Chennai, 29 Jul 2022 17:33 IST
Even the 3D experience turns out to be annoying as the film, which was mostly shot at night, feels darker than usual.
Kichcha Sudeep’s long-awaited and highly anticipated big-budget film Vikrant Rona (2022), which was originally titled Phantom, has been released amid high expectations. While the team deserves full marks for mounting the project on a lavish scale and living up to the hype with grand visuals, the movie falters due to the writing, which is very mediocre.
Vikrant Rona turns out to be very predictable, in spite of boasting an ambitious vision. Even the 3D experience turns out to be annoying as the film, which is mostly shot at night, feels darker than usual. It’s so dark at times that you feel like flashing a torch at the screen to see what’s actually happening.
Set in a fictional era and village, the story follows a series of mysterious deaths, and nobody is sure who’s responsible for them – man or devil. Enter Vikrant Rona (Sudeep), a cop who has been sent as the replacement for the last inspector who was killed and found hanging upside down from the well of a haunted house in the village. As Sudeep tries to solve the mystery, he learns some secrets.
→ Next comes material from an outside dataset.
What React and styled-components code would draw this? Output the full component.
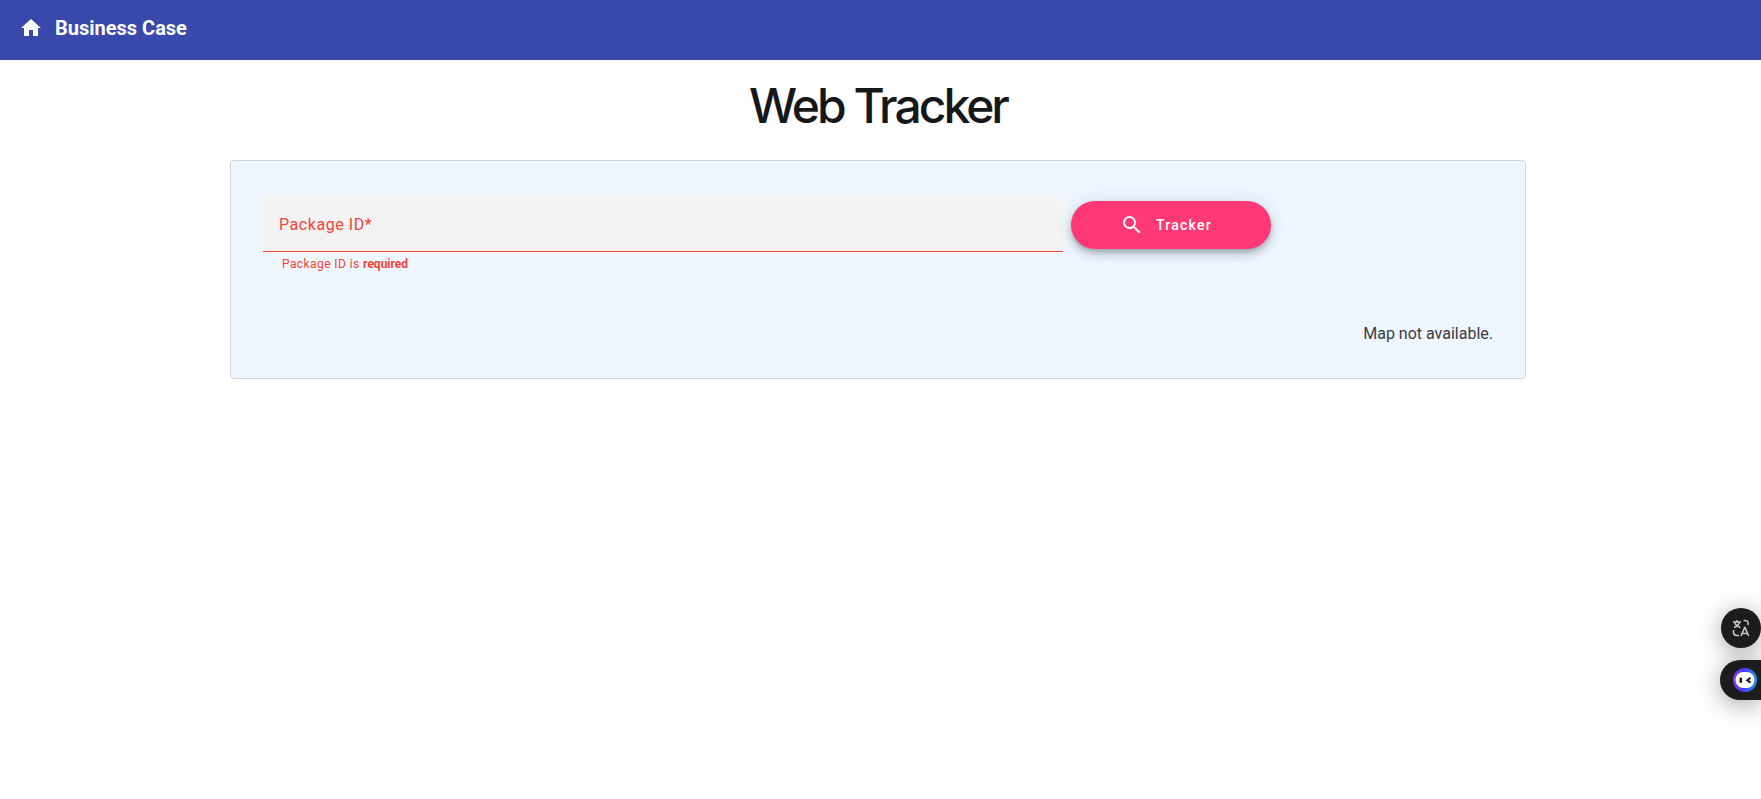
import React, { useState } from 'react';
import styled, { createGlobalStyle } from 'styled-components';
import { MdHome, MdSearch } from 'react-icons/md';

const GlobalStyle = createGlobalStyle`
  *, *::before, *::after { box-sizing: border-box; }
  body {
    margin: 0;
    background: #fff;
    color: #161718;
    font-family: Inter, sans-serif;
    overflow-x: hidden;
  }
`;

const Toolbar = styled.header`
  display: flex;
  align-items: flex-start;
  height: 60px;
  padding: 16px 19px;
  background: #3849ab;
`;

const HomeLink = styled.a`
  display: flex;
  align-items: center;
  gap: 12px;
  color: #fff;
  font: 700 20px/24px Roboto, sans-serif;
  text-decoration: none;
`;

const Page = styled.main`
  display: flex;
  flex-direction: column;
  align-items: center;
  padding: 16px 5px 32px 0;
`;

const Title = styled.h1`
  margin: 0 0 24px;
  font-size: 48px;
  font-weight: 500;
  line-height: 60px;
  letter-spacing: -3px;
`;

const Panel = styled.section`
  width: calc(100% - 460px);
  min-width: 1074px;
  padding: 35px 32px 32px;
  border: 1px solid #cbd5e1;
  border-radius: 4px;
  background: #eef6ff;
`;

const TrackForm = styled.form`
  display: flex;
  align-items: flex-start;
  gap: 8px;
`;

const Field = styled.div`
  width: 800px;
`;

const FieldBox = styled.div`
  display: grid;
  height: 56px;
  padding-top: 2px;
  border-bottom: 1px solid #f44336;
  border-radius: 4px 4px 0 0;
  background: #f3f3f3;
  font: 400 16px/24px Roboto, sans-serif;
  letter-spacing: 0.035em;
`;

const Label = styled.label`
  grid-area: 1 / 1;
  align-self: center;
  padding-left: 16px;
  color: #f44336;
  pointer-events: none;
  visibility: ${({ $filled }) => ($filled ? 'hidden' : 'visible')};
`;

const Input = styled.input`
  grid-area: 1 / 1;
  width: 100%;
  padding: 0 16px;
  border: 0;
  outline: 0;
  background: transparent;
  color: #161718;
  font: inherit;
  letter-spacing: inherit;
`;

const Hint = styled.p`
  margin: 2px 0 0;
  padding-left: 19px;
  color: #f44336;
  font: 400 12px/20px Roboto, sans-serif;
  letter-spacing: 0.035em;

  strong {
    font-weight: 700;
    letter-spacing: 0;
  }
`;

const TrackButton = styled.button`
  display: flex;
  align-items: center;
  justify-content: center;
  gap: 12px;
  width: 200px;
  height: 48px;
  margin-top: 5px;
  padding: 0 10px 0 0;
  border: 0;
  border-radius: 24px;
  background: #ff3975;
  box-shadow: 0 3px 5px -1px rgba(0, 0, 0, 0.2), 0 6px 10px rgba(0, 0, 0, 0.14),
    0 1px 18px rgba(0, 0, 0, 0.12);
  color: #fff;
  font: 500 14px/20px Roboto, sans-serif;
  letter-spacing: 0.09em;
  cursor: pointer;
`;

const MapNote = styled.p`
  margin: 48px 0 0;
  color: #3c3c43;
  font: 400 16px/24px Roboto, sans-serif;
  text-align: right;
`;

const Dock = styled.aside`
  position: fixed;
  right: 0;
  bottom: 99px;
  display: flex;
  flex-direction: column;
  align-items: flex-end;
  gap: 12px;
`;

const DockButton = styled.button`
  display: flex;
  align-items: center;
  justify-content: ${({ $tab }) => ($tab ? 'flex-end' : 'center')};
  width: ${({ $tab }) => ($tab ? 41 : 40)}px;
  height: 40px;
  padding: ${({ $tab }) => ($tab ? '0 4px 0 0' : '0')};
  border: 0;
  border-radius: ${({ $tab }) => ($tab ? '20px 0 0 20px' : '50%')};
  background: #1c1c1c;
  box-shadow: 0 4px 24px rgba(0, 0, 0, 0.36);
  cursor: pointer;
`;

function TranslateIcon() {
  return (
    <svg width="18" height="18" viewBox="0 0 18 18" fill="none" stroke="#c9c9cc" strokeWidth="1.5" aria-hidden="true">
      <path d="M1 3h8M5 1v2M2 8.5C5 7.5 7 5.5 7.6 3M2.4 3C3.2 5.5 5.5 7.5 8.5 8.5" />
      <path d="M11.5 1.5h1.8a2.8 2.8 0 0 1 2.8 2.8V6" />
      <path d="M1.5 11v2.2A3.2 3.2 0 0 0 4.7 16.4H7" />
      <path d="M9 17l3.6-8.4h.4L16.7 17M10.2 14.4h5.3" />
    </svg>
  );
}

function AssistantIcon() {
  return (
    <svg width="24" height="24" viewBox="0 0 24 24" aria-hidden="true">
      <defs>
        <linearGradient id="ring" x1="0" y1="0.6" x2="1" y2="0.7">
          <stop offset="0" stopColor="#9333f5" />
          <stop offset="0.4" stopColor="#4538ff" />
          <stop offset="1" stopColor="#1a9be8" />
        </linearGradient>
      </defs>
      <circle cx="12" cy="12" r="12" fill="url(#ring)" />
      <rect x="2.5" y="4" width="19" height="16" rx="8" fill="#fff" />
      <rect x="6.5" y="9.5" width="2.6" height="5.4" rx="1.2" fill="#161616" />
      <path d="M17.5 9.8l-3.2 2.4 3.2 2.4" fill="none" stroke="#161616" strokeWidth="2" />
    </svg>
  );
}

export default function App() {
  const [packageId, setPackageId] = useState('');

  return (
    <>
      <GlobalStyle />
      <Toolbar>
        <HomeLink href="#">
          <MdHome size={24} aria-hidden="true" />
          Business Case
        </HomeLink>
      </Toolbar>
      <Page>
        <Title>Web Tracker</Title>
        <Panel>
          <TrackForm noValidate onSubmit={(event) => event.preventDefault()}>
            <Field>
              <FieldBox>
                <Input
                  id="package-id"
                  required
                  aria-describedby="package-id-hint"
                  value={packageId}
                  onChange={(event) => setPackageId(event.target.value)}
                />
                <Label htmlFor="package-id" $filled={packageId !== ''}>Package ID*</Label>
              </FieldBox>
              <Hint id="package-id-hint">
                Package ID is <strong>required</strong>
              </Hint>
            </Field>
            <TrackButton type="submit">
              <MdSearch size={24} aria-hidden="true" />
              Tracker
            </TrackButton>
          </TrackForm>
          <MapNote>Map not available.</MapNote>
        </Panel>
      </Page>
      <Dock>
        <DockButton type="button" aria-label="Translate">
          <TranslateIcon />
        </DockButton>
        <DockButton type="button" aria-label="Assistant" $tab>
          <AssistantIcon />
        </DockButton>
      </Dock>
    </>
  );
}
For a plot that’s as old as the hills, the film wastes a lot of time in unravelling the mystery, making the wait unbearable after a point. The entire first half hardly has a moment that makes you sit up and take notice of the grandeur. It mostly sees Sudeep lighting his cigar and walking in slow-motion as he puts together the pieces.
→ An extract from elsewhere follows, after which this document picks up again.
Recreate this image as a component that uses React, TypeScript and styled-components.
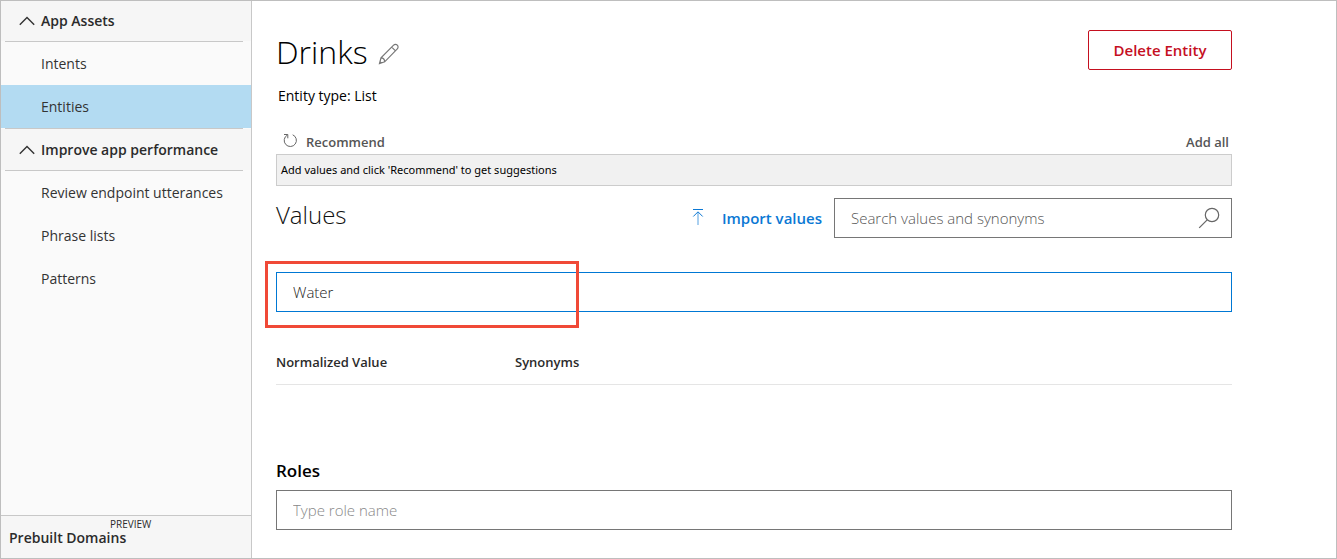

The intent of the makers to make the audiences feel invested in the fantasy world of Vikrant Rona is understandable, but with not much happening in the entire first half, the attempt feels completely needless. The same story could’ve been set in a regular city and the story would’ve been still interesting if too much time is not wasted on elevating Sudeep’s character. The film redeems itself in the final act when the mystery is solved and we get a bang-for-your-buck action sequence in the climax.
The 3D in Vikrant Rona is a major disappointment as it spoils the viewing experience after a point as the story takes place predominantly at night and it’s extremely hard to follow what’s happening on the screen after a point. The film opens in the middle of a dense forest and we see a woman driving through in her car with her daughter. The car breaks down in the middle of the jungle and the woman gets down to check, as a viewer you can easily guess something’s about to happen. If the scenes are so predictable in a film that has been released as a pan-Indian project, where’s the element of suspense?
Sudeep is good and earnest as he tries to shoulder the film as much as possible. Apart from his presence, nothing quite works in the film’s favour. Ajaneesh Loknath’s music plays a key role in elevating the viewing experience but even his work can only save the film up to a point. Vikrant Rona had the potential to be a cracker of a thriller but it’s stuck somewhere trying to pander to Sudeep’s stardom and the people who have certain expectations from a pan-Indian film.